# Setup

In [1]:
# Common imports
import sys
import sklearn
import numpy as np

# Gradient Boosting

The general idea of most boosting methods is to train predictors sequentially, each trying to correct its predecessor. The most popular boosting methods are AdaBoost (not covered here) and Gradient Boosting.

Scikit-learn provides a GradientBoostingClassifier and a GradientBoostingRegressor. Both use Decision Trees as individual predictors. The latter is demonstrated in the example below.
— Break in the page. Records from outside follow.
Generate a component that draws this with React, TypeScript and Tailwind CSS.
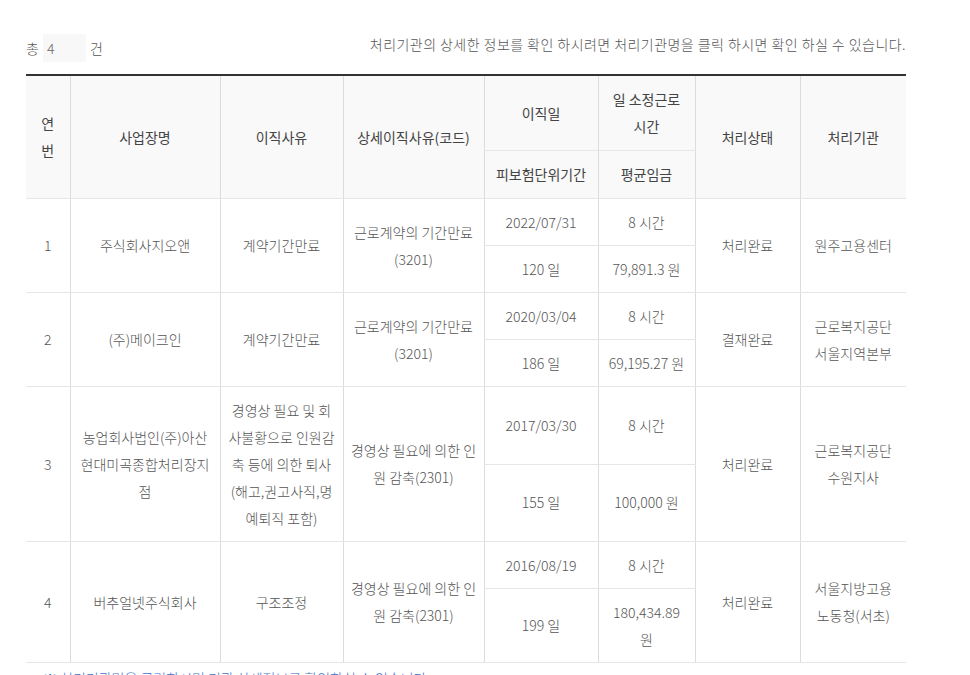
const rows = [
  {
    no: '1',
    name: ['주식회사지오앤'],
    reason: ['계약기간만료'],
    detail: ['근로계약의 기간만료', '(3201)'],
    date: '2022/07/31',
    hours: '8 시간',
    days: '120 일',
    wage: ['79,891.3 원'],
    status: '처리완료',
    agency: ['원주고용센터'],
  },
  {
    no: '2',
    name: ['(주)메이크인'],
    reason: ['계약기간만료'],
    detail: ['근로계약의 기간만료', '(3201)'],
    date: '2020/03/04',
    hours: '8 시간',
    days: '186 일',
    wage: ['69,195.27 원'],
    status: '결재완료',
    agency: ['근로복지공단', '서울지역본부'],
  },
  {
    no: '3',
    name: ['농업회사법인(주)아산', '현대미곡종합처리장지', '점'],
    reason: ['경영상 필요 및 회', '사불황으로 인원감', '축 등에 의한 퇴사', '(해고,권고사직,명', '예퇴직 포함)'],
    detail: ['경영상 필요에 의한 인', '원 감축(2301)'],
    date: '2017/03/30',
    hours: '8 시간',
    days: '155 일',
    wage: ['100,000 원'],
    status: '처리완료',
    agency: ['근로복지공단', '수원지사'],
  },
  {
    no: '4',
    name: ['버추얼넷주식회사'],
    reason: ['구조조정'],
    detail: ['경영상 필요에 의한 인', '원 감축(2301)'],
    date: '2016/08/19',
    hours: '8 시간',
    days: '199 일',
    wage: ['180,434.89', '원'],
    status: '처리완료',
    agency: ['서울지방고용', '노동청(서초)'],
  },
]

function Lines({ lines }: { lines: string[] }) {
  return (
    <>
      {lines.map((l, i) => (
        <div key={i} className="whitespace-nowrap">
          {l}
        </div>
      ))}
    </>
  )
}

const th = 'border-l border-[#dcdcdc] border-b border-b-[#e6e6e6] px-1 py-[10px] text-center align-middle font-normal text-[#444]'
const td = 'border-l border-[#dcdcdc] border-b border-b-[#e6e6e6] px-1 py-[9.5px] text-center align-middle leading-[27px] text-[#555]'

export default function App() {
  return (
    <div
      className="min-h-screen bg-white pl-[26px] pt-[34px] text-[14px] leading-[27px] text-[#555]"
      style={{ fontFamily: '"Noto Sans CJK KR", "Noto Sans", sans-serif' }}
    >
      <div className="flex w-[880px] items-center justify-between">
        <div className="flex items-center font-light">
          <span>총</span>
          <span className="mx-[4px] flex h-[28px] w-[43px] items-center bg-[#f8f8f8] pl-[4px] text-[#666]">4</span>
          <span>건</span>
        </div>
        <p className="-translate-y-[4px] font-light tracking-[0.45px] text-[#555]">
          처리기관의 상세한 정보를 확인 하시려면 처리기관명을 클릭 하시면 확인 하실 수 있습니다.
        </p>
      </div>

      <table className="mt-[12px] w-[880px] table-fixed border-collapse border-t-2 border-t-[#333] font-light">
        <colgroup>
          <col className="w-[44px]" />
          <col className="w-[150px]" />
          <col className="w-[123px]" />
          <col className="w-[141px]" />
          <col className="w-[114px]" />
          <col className="w-[97px]" />
          <col className="w-[105px]" />
          <col className="w-[106px]" />
        </colgroup>
        <thead className="bg-[#f9f9f9]">
          <tr className="h-[73px]">
            <th rowSpan={2} className={th + ' !border-l-0'}>
              <Lines lines={['연', '번']} />
            </th>
            <th rowSpan={2} className={th}>사업장명</th>
            <th rowSpan={2} className={th}>이직사유</th>
            <th rowSpan={2} className={th}>상세이직사유(코드)</th>
            <th className={th}>이직일</th>
            <th className={th}>
              <Lines lines={['일 소정근로', '시간']} />
            </th>
            <th rowSpan={2} className={th}>처리상태</th>
            <th rowSpan={2} className={th}>처리기관</th>
          </tr>
          <tr className="h-[47px]">
            <th className={th}>피보험단위기간</th>
            <th className={th}>평균임금</th>
          </tr>
        </thead>
        <tbody>
          {rows.map((r) => [
            <tr key={r.no + 'a'}>
              <td rowSpan={2} className={td + ' !border-l-0'}>{r.no}</td>
              <td rowSpan={2} className={td}>
                <Lines lines={r.name} />
              </td>
              <td rowSpan={2} className={td}>
                <Lines lines={r.reason} />
              </td>
              <td rowSpan={2} className={td}>
                <Lines lines={r.detail} />
              </td>
              <td className={td}>{r.date}</td>
              <td className={td}>{r.hours}</td>
              <td rowSpan={2} className={td}>{r.status}</td>
              <td rowSpan={2} className={td}>
                <Lines lines={r.agency} />
              </td>
            </tr>,
            <tr key={r.no + 'b'}>
              <td className={td}>{r.days}</td>
              <td className={td}>
                <Lines lines={r.wage} />
              </td>
            </tr>,
          ])}
        </tbody>
      </table>

      <p className="mt-[2px] pl-[17px] font-light text-[#3a6fd0]">
        ※ 처리기관명을 클릭하시면 기관 상세정보를 확인하실 수 있습니다.
      </p>
    </div>
  )
}
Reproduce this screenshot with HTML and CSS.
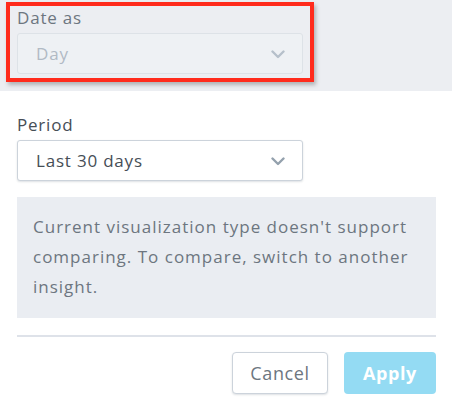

The hyperparameters are similar to those of Random Forests. However, there is one important additional hyperparameter called the learning rate. The learning rate scales the contribution of each tree. If you set it to a low value (e.g. 0.1), you will need many trees in the ensemble to fit the training set, but the predictions will usually generalize better.

Solutions based on Gradient Boosting (using the optimised XGBoost library) have won many ML competitions, and it is widely regarded as the best ML model architecture, when we do not include deep learning neural networks.


## Training and evaluating a GradientBoostingRegressor
We will generate a noisy quadratic training set and train a GradientBoostingRegressor.

In [2]:
# Generating a noisy quadratic training set:
np.random.seed(42)
X = np.random.rand(100, 1) - 0.5
y = 3*X[:, 0]**2 + 0.05 * np.random.randn(100)

In [3]:
# Train a GradientBoostingRegressor:
from sklearn.ensemble import GradientBoostingRegressor

gbrt = GradientBoostingRegressor(max_depth=2, n_estimators=200, learning_rate=0.1, random_state=42)
gbrt.fit(X, y)

![mls2_0710.png](attachment:mls2_0710.png)

## Gradient Boosting with Early stopping
In order to find the optimal number of trees, you can use early stopping.

In [4]:
# Train a GradientBoostingRegressor with early stopping:
gbrt_best = GradientBoostingRegressor(max_depth=2, n_estimators=200, learning_rate=0.1, 
                                      n_iter_no_change=10, random_state=42)
gbrt_best.fit(X, y)

In [5]:
# Display the number of trees with early stopping:
gbrt_best.n_estimators_

57

## Histogram_Based Gradient Boosting
This estimator is much faster than GradientBoostingRegressor for big datasets (>= 10000 samples).
Early stopping is automatically activated if the training set contains mode than 10000 samples.

In [6]:
# Train a Histogram-Based GradientBoostingRegressor with early stopping.
from sklearn.ensemble import HistGradientBoostingRegressor

gbrt_hist = HistGradientBoostingRegressor(max_depth=2, max_iter=200, learning_rate=0.1, early_stopping=True,
                                      n_iter_no_change=10, random_state=42)
gbrt_hist.fit(X, y)

In [7]:
# Display the number of trees with early stopping:
gbrt_hist.n_iter_

65